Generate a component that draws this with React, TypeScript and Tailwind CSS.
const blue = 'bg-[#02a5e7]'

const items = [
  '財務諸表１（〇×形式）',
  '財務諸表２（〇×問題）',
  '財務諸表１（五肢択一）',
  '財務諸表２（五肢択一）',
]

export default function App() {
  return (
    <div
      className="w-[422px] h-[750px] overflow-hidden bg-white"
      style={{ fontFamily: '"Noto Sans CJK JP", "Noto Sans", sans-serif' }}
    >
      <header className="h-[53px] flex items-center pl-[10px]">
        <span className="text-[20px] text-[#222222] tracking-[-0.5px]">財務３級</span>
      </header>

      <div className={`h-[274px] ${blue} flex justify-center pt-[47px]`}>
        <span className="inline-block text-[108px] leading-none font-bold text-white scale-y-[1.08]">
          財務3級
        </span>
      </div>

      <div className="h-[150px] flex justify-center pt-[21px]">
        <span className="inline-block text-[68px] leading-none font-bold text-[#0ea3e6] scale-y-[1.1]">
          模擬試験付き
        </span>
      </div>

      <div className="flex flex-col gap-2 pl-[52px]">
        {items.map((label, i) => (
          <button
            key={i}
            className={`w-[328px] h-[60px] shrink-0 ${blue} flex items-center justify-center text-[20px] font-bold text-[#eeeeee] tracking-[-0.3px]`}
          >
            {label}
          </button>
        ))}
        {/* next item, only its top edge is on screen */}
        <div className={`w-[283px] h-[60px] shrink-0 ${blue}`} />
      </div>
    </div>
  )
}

■ Task requirements: Output all of the data above without any alteration.

■ Completed task:
Generate a component that draws this with React, TypeScript and Tailwind CSS.
const blue = 'bg-[#02a5e7]'

const items = [
  '財務諸表１（〇×形式）',
  '財務諸表２（〇×問題）',
  '財務諸表１（五肢択一）',
  '財務諸表２（五肢択一）',
]

export default function App() {
  return (
    <div
      className="w-[422px] h-[750px] overflow-hidden bg-white"
      style={{ fontFamily: '"Noto Sans CJK JP", "Noto Sans", sans-serif' }}
    >
      <header className="h-[53px] flex items-center pl-[10px]">
        <span className="text-[20px] text-[#222222] tracking-[-0.5px]">財務３級</span>
      </header>

      <div className={`h-[274px] ${blue} flex justify-center pt-[47px]`}>
        <span className="inline-block text-[108px] leading-none font-bold text-white scale-y-[1.08]">
          財務3級
        </span>
      </div>

      <div className="h-[150px] flex justify-center pt-[21px]">
        <span className="inline-block text-[68px] leading-none font-bold text-[#0ea3e6] scale-y-[1.1]">
          模擬試験付き
        </span>
      </div>

      <div className="flex flex-col gap-2 pl-[52px]">
        {items.map((label, i) => (
          <button
            key={i}
            className={`w-[328px] h-[60px] shrink-0 ${blue} flex items-center justify-center text-[20px] font-bold text-[#eeeeee] tracking-[-0.3px]`}
          >
            {label}
          </button>
        ))}
        {/* next item, only its top edge is on screen */}
        <div className={`w-[283px] h-[60px] shrink-0 ${blue}`} />
      </div>
    </div>
  )
}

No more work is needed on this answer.